Restate each of the lines below word for word and drop every picture.

:: GIVEN INFORMATION

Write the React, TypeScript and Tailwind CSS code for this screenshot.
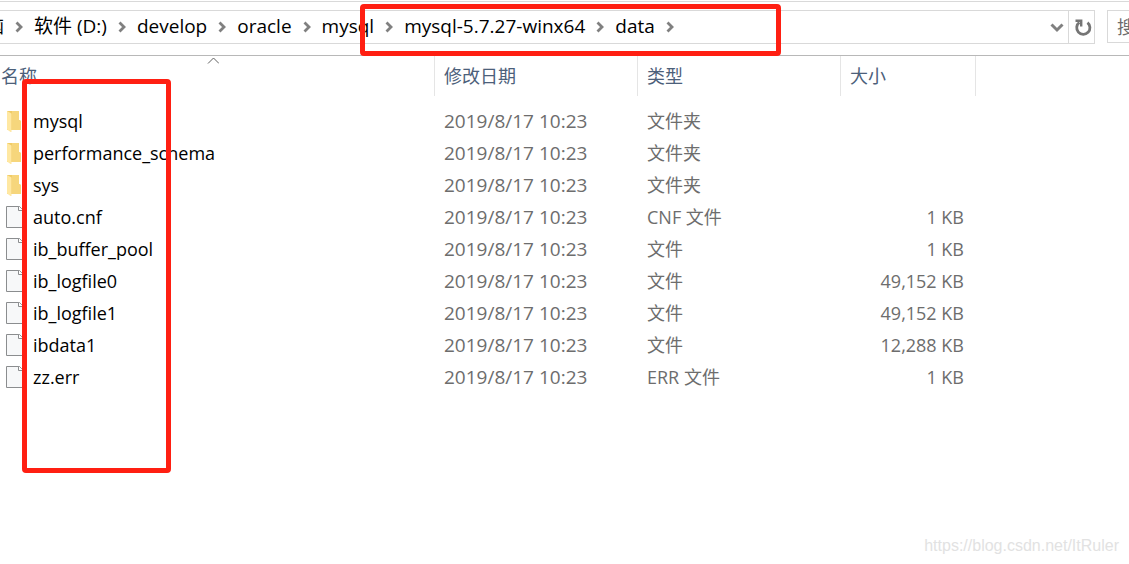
import React, { useState } from 'react';
import clsx from 'clsx';

type FileKind = 'folder' | 'file';

interface Entry {
    name: string;
    kind: FileKind;
    modified: string;
    type: string;
    size: string;
}

const breadcrumbs = ['此电脑', '软件 (D:)', 'develop', 'oracle', 'mysql', 'mysql-5.7.27-winx64', 'data'];

const entries: Entry[] = [
    { name: 'mysql', kind: 'folder', modified: '2019/8/17 10:23', type: '文件夹', size: '' },
    { name: 'performance_schema', kind: 'folder', modified: '2019/8/17 10:23', type: '文件夹', size: '' },
    { name: 'sys', kind: 'folder', modified: '2019/8/17 10:23', type: '文件夹', size: '' },
    { name: 'auto.cnf', kind: 'file', modified: '2019/8/17 10:23', type: 'CNF 文件', size: '1 KB' },
    { name: 'ib_buffer_pool', kind: 'file', modified: '2019/8/17 10:23', type: '文件', size: '1 KB' },
    { name: 'ib_logfile0', kind: 'file', modified: '2019/8/17 10:23', type: '文件', size: '49,152 KB' },
    { name: 'ib_logfile1', kind: 'file', modified: '2019/8/17 10:23', type: '文件', size: '49,152 KB' },
    { name: 'ibdata1', kind: 'file', modified: '2019/8/17 10:23', type: '文件', size: '12,288 KB' },
    { name: 'zz.err', kind: 'file', modified: '2019/8/17 10:23', type: 'ERR 文件', size: '1 KB' },
];

function Separator() {
    return (
        <svg className="w-2 h-3 shrink-0" viewBox="0 0 8 12" fill="none" aria-hidden="true">
            <path d="M1.5 1.5L6 6L1.5 10.5" stroke="#808080" strokeWidth="2.8" />
        </svg>
    );
}

function EntryIcon({ kind }: { kind: FileKind }) {
    if (kind === 'folder') {
        return (
            <svg className="w-5 h-6 shrink-0" viewBox="0 0 20 24" aria-hidden="true">
                <path d="M1 2H13V11L15 12V21H1Z" fill="#f0cb66" />
                <path d="M6 2H13V11L15 12V21H6Z" fill="#f6d67c" />
                <path d="M1 2L5.5 4.5V23H4.5L1 20.5Z" fill="#ffe8a2" />
            </svg>
        );
    }
    return (
        <svg className="w-5 h-6 shrink-0" viewBox="0 0 20 24" aria-hidden="true">
            <path d="M0.5 1.5H13.5L18.5 6.5V22.5H0.5Z" fill="#f7f8f9" stroke="#8b8d8f" />
            <path d="M12.5 1.5V5.5H17.5" fill="#ffffff" stroke="#8b8d8f" />
        </svg>
    );
}

function AddressBar() {
    return (
        <div className="flex gap-3 pt-2 pb-[11px] border-t border-[#d9d9d9] mt-px">
            <div className="flex flex-1 min-w-0 h-[34px] border border-l-0 border-[#d9d9d9]">
                <nav aria-label="路径" className="flex-1 min-w-0 overflow-hidden">
                    <ol className="flex items-center h-full -ml-[53px] text-[19px]">
                        {breadcrumbs.map((crumb) => (
                            <li key={crumb} className="flex items-center gap-[11px] pr-[11px]">
                                <button className="pb-0.5 whitespace-nowrap">{crumb}</button>
                                <Separator />
                            </li>
                        ))}
                    </ol>
                </nav>
                <button aria-label="以前的位置" className="w-[22px] flex items-center justify-center">
                    <svg className="w-4 h-3" viewBox="0 0 16 12" fill="none">
                        <path d="M2.5 3.5L8 9L13.5 3.5" stroke="#808080" strokeWidth="3" />
                    </svg>
                </button>
                <button aria-label="刷新" className="w-[26px] border-l border-[#d9d9d9] flex items-center justify-center">
                    <svg className="w-5 h-5" viewBox="-1 0 20 20" fill="none">
                        <path d="M14.5 5.6A6.6 6.6 0 1 1 6.4 5.4" stroke="#757575" strokeWidth="2.8" />
                        <path d="M2.5 3.8H8.2V9.5" stroke="#757575" strokeWidth="2.4" />
                    </svg>
                </button>
            </div>
            <div className="w-[22px] h-[33px] shrink-0 overflow-hidden border border-r-0 border-[#d9d9d9]">
                <input
                    type="text"
                    aria-label="搜索"
                    placeholder="搜索"
                    className="w-40 h-full pl-[9px] outline-none placeholder:text-[#6d6d6d]"
                />
            </div>
        </div>
    );
}

function FileTable() {
    const [ascending, setAscending] = useState(true);
    const rows = ascending ? entries : [...entries].reverse();

    return (
        <table className="w-full table-fixed border-collapse text-left text-[#6d6d6d]">
            <colgroup>
                <col className="w-[435px]" />
                <col className="w-[203px]" />
                <col className="w-[203px]" />
                <col className="w-[135px]" />
                <col />
            </colgroup>
            <thead className="text-[#4c607a]">
                <tr className="h-10">
                    <th className="relative p-0 font-normal shadow-[inset_-1px_0_0_#e5e5e5]">
                        <button className="pl-px" onClick={() => setAscending(!ascending)}>
                            名称
                        </button>
                        <svg
                            className={clsx('absolute top-px left-[207px] w-3 h-2', !ascending && 'rotate-180')}
                            viewBox="0 0 12 8"
                            fill="none"
                            aria-hidden="true"
                        >
                            <path d="M1 6.5L6.5 1L12 6.5" stroke="#606060" />
                        </svg>
                    </th>
                    <th className="p-0 pl-[9px] font-normal shadow-[inset_-1px_0_0_#e5e5e5]">修改日期</th>
                    <th className="p-0 pl-[9px] font-normal shadow-[inset_-1px_0_0_#e5e5e5]">类型</th>
                    <th className="p-0 pl-[9px] font-normal shadow-[inset_-1px_0_0_#e5e5e5]">大小</th>
                    <td />
                </tr>
            </thead>
            <tbody>
                <tr className="h-[9px]" aria-hidden="true">
                    <td colSpan={5} className="p-0" />
                </tr>
                {rows.map((entry) => (
                    <tr key={entry.name} className="h-8">
                        <td className="p-0">
                            <div className="flex items-center gap-[7px] pl-1.5 text-black">
                                <EntryIcon kind={entry.kind} />
                                <span className="whitespace-nowrap">{entry.name}</span>
                            </div>
                        </td>
                        <td className="p-0 pl-[9px] text-[19px]">{entry.modified}</td>
                        <td className="p-0 pl-[9px]">{entry.type}</td>
                        <td className="p-0 pr-3 text-right">{entry.size}</td>
                        <td />
                    </tr>
                ))}
            </tbody>
        </table>
    );
}

export default function App() {
    return (
        <div className="relative min-h-screen overflow-hidden bg-white text-black text-[18px] leading-6 font-['Open_Sans','Noto_Sans_CJK_SC',sans-serif]">
            <AddressBar />
            <main className="border-t border-[#b8b8b8]">
                <FileTable />
            </main>

            {/* Highlights over the path and the name column */}
            <div className="absolute left-[360px] top-1 w-[421px] h-[52px] border-5 border-[#ff1f12] rounded pointer-events-none" />
            <div className="absolute left-[22px] top-[79px] w-[149px] h-[394px] border-5 border-[#ff1f12] rounded pointer-events-none" />

            <p className="absolute right-2.5 bottom-1.5 text-[16px] text-[#e2e2e2] font-['Liberation_Sans',sans-serif]">
                https://blog.csdn.net/ItRuler
            </p>
        </div>
    );
}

::::

WRITTEN REPLY:
Write the React, TypeScript and Tailwind CSS code for this screenshot.
import React, { useState } from 'react';
import clsx from 'clsx';

type FileKind = 'folder' | 'file';

interface Entry {
    name: string;
    kind: FileKind;
    modified: string;
    type: string;
    size: string;
}

const breadcrumbs = ['此电脑', '软件 (D:)', 'develop', 'oracle', 'mysql', 'mysql-5.7.27-winx64', 'data'];

const entries: Entry[] = [
    { name: 'mysql', kind: 'folder', modified: '2019/8/17 10:23', type: '文件夹', size: '' },
    { name: 'performance_schema', kind: 'folder', modified: '2019/8/17 10:23', type: '文件夹', size: '' },
    { name: 'sys', kind: 'folder', modified: '2019/8/17 10:23', type: '文件夹', size: '' },
    { name: 'auto.cnf', kind: 'file', modified: '2019/8/17 10:23', type: 'CNF 文件', size: '1 KB' },
    { name: 'ib_buffer_pool', kind: 'file', modified: '2019/8/17 10:23', type: '文件', size: '1 KB' },
    { name: 'ib_logfile0', kind: 'file', modified: '2019/8/17 10:23', type: '文件', size: '49,152 KB' },
    { name: 'ib_logfile1', kind: 'file', modified: '2019/8/17 10:23', type: '文件', size: '49,152 KB' },
    { name: 'ibdata1', kind: 'file', modified: '2019/8/17 10:23', type: '文件', size: '12,288 KB' },
    { name: 'zz.err', kind: 'file', modified: '2019/8/17 10:23', type: 'ERR 文件', size: '1 KB' },
];

function Separator() {
    return (
        <svg className="w-2 h-3 shrink-0" viewBox="0 0 8 12" fill="none" aria-hidden="true">
            <path d="M1.5 1.5L6 6L1.5 10.5" stroke="#808080" strokeWidth="2.8" />
        </svg>
    );
}

function EntryIcon({ kind }: { kind: FileKind }) {
    if (kind === 'folder') {
        return (
            <svg className="w-5 h-6 shrink-0" viewBox="0 0 20 24" aria-hidden="true">
                <path d="M1 2H13V11L15 12V21H1Z" fill="#f0cb66" />
                <path d="M6 2H13V11L15 12V21H6Z" fill="#f6d67c" />
                <path d="M1 2L5.5 4.5V23H4.5L1 20.5Z" fill="#ffe8a2" />
            </svg>
        );
    }
    return (
        <svg className="w-5 h-6 shrink-0" viewBox="0 0 20 24" aria-hidden="true">
            <path d="M0.5 1.5H13.5L18.5 6.5V22.5H0.5Z" fill="#f7f8f9" stroke="#8b8d8f" />
            <path d="M12.5 1.5V5.5H17.5" fill="#ffffff" stroke="#8b8d8f" />
        </svg>
    );
}

function AddressBar() {
    return (
        <div className="flex gap-3 pt-2 pb-[11px] border-t border-[#d9d9d9] mt-px">
            <div className="flex flex-1 min-w-0 h-[34px] border border-l-0 border-[#d9d9d9]">
                <nav aria-label="路径" className="flex-1 min-w-0 overflow-hidden">
                    <ol className="flex items-center h-full -ml-[53px] text-[19px]">
                        {breadcrumbs.map((crumb) => (
                            <li key={crumb} className="flex items-center gap-[11px] pr-[11px]">
                                <button className="pb-0.5 whitespace-nowrap">{crumb}</button>
                                <Separator />
                            </li>
                        ))}
                    </ol>
                </nav>
                <button aria-label="以前的位置" className="w-[22px] flex items-center justify-center">
                    <svg className="w-4 h-3" viewBox="0 0 16 12" fill="none">
                        <path d="M2.5 3.5L8 9L13.5 3.5" stroke="#808080" strokeWidth="3" />
                    </svg>
                </button>
                <button aria-label="刷新" className="w-[26px] border-l border-[#d9d9d9] flex items-center justify-center">
                    <svg className="w-5 h-5" viewBox="-1 0 20 20" fill="none">
                        <path d="M14.5 5.6A6.6 6.6 0 1 1 6.4 5.4" stroke="#757575" strokeWidth="2.8" />
                        <path d="M2.5 3.8H8.2V9.5" stroke="#757575" strokeWidth="2.4" />
                    </svg>
                </button>
            </div>
            <div className="w-[22px] h-[33px] shrink-0 overflow-hidden border border-r-0 border-[#d9d9d9]">
                <input
                    type="text"
                    aria-label="搜索"
                    placeholder="搜索"
                    className="w-40 h-full pl-[9px] outline-none placeholder:text-[#6d6d6d]"
                />
            </div>
        </div>
    );
}

function FileTable() {
    const [ascending, setAscending] = useState(true);
    const rows = ascending ? entries : [...entries].reverse();

    return (
        <table className="w-full table-fixed border-collapse text-left text-[#6d6d6d]">
            <colgroup>
                <col className="w-[435px]" />
                <col className="w-[203px]" />
                <col className="w-[203px]" />
                <col className="w-[135px]" />
                <col />
            </colgroup>
            <thead className="text-[#4c607a]">
                <tr className="h-10">
                    <th className="relative p-0 font-normal shadow-[inset_-1px_0_0_#e5e5e5]">
                        <button className="pl-px" onClick={() => setAscending(!ascending)}>
                            名称
                        </button>
                        <svg
                            className={clsx('absolute top-px left-[207px] w-3 h-2', !ascending && 'rotate-180')}
                            viewBox="0 0 12 8"
                            fill="none"
                            aria-hidden="true"
                        >
                            <path d="M1 6.5L6.5 1L12 6.5" stroke="#606060" />
                        </svg>
                    </th>
                    <th className="p-0 pl-[9px] font-normal shadow-[inset_-1px_0_0_#e5e5e5]">修改日期</th>
                    <th className="p-0 pl-[9px] font-normal shadow-[inset_-1px_0_0_#e5e5e5]">类型</th>
                    <th className="p-0 pl-[9px] font-normal shadow-[inset_-1px_0_0_#e5e5e5]">大小</th>
                    <td />
                </tr>
            </thead>
            <tbody>
                <tr className="h-[9px]" aria-hidden="true">
                    <td colSpan={5} className="p-0" />
                </tr>
                {rows.map((entry) => (
                    <tr key={entry.name} className="h-8">
                        <td className="p-0">
                            <div className="flex items-center gap-[7px] pl-1.5 text-black">
                                <EntryIcon kind={entry.kind} />
                                <span className="whitespace-nowrap">{entry.name}</span>
                            </div>
                        </td>
                        <td className="p-0 pl-[9px] text-[19px]">{entry.modified}</td>
                        <td className="p-0 pl-[9px]">{entry.type}</td>
                        <td className="p-0 pr-3 text-right">{entry.size}</td>
                        <td />
                    </tr>
                ))}
            </tbody>
        </table>
    );
}

export default function App() {
    return (
        <div className="relative min-h-screen overflow-hidden bg-white text-black text-[18px] leading-6 font-['Open_Sans','Noto_Sans_CJK_SC',sans-serif]">
            <AddressBar />
            <main className="border-t border-[#b8b8b8]">
                <FileTable />
            </main>

            {/* Highlights over the path and the name column */}
            <div className="absolute left-[360px] top-1 w-[421px] h-[52px] border-5 border-[#ff1f12] rounded pointer-events-none" />
            <div className="absolute left-[22px] top-[79px] w-[149px] h-[394px] border-5 border-[#ff1f12] rounded pointer-events-none" />

            <p className="absolute right-2.5 bottom-1.5 text-[16px] text-[#e2e2e2] font-['Liberation_Sans',sans-serif]">
                https://blog.csdn.net/ItRuler
            </p>
        </div>
    );
}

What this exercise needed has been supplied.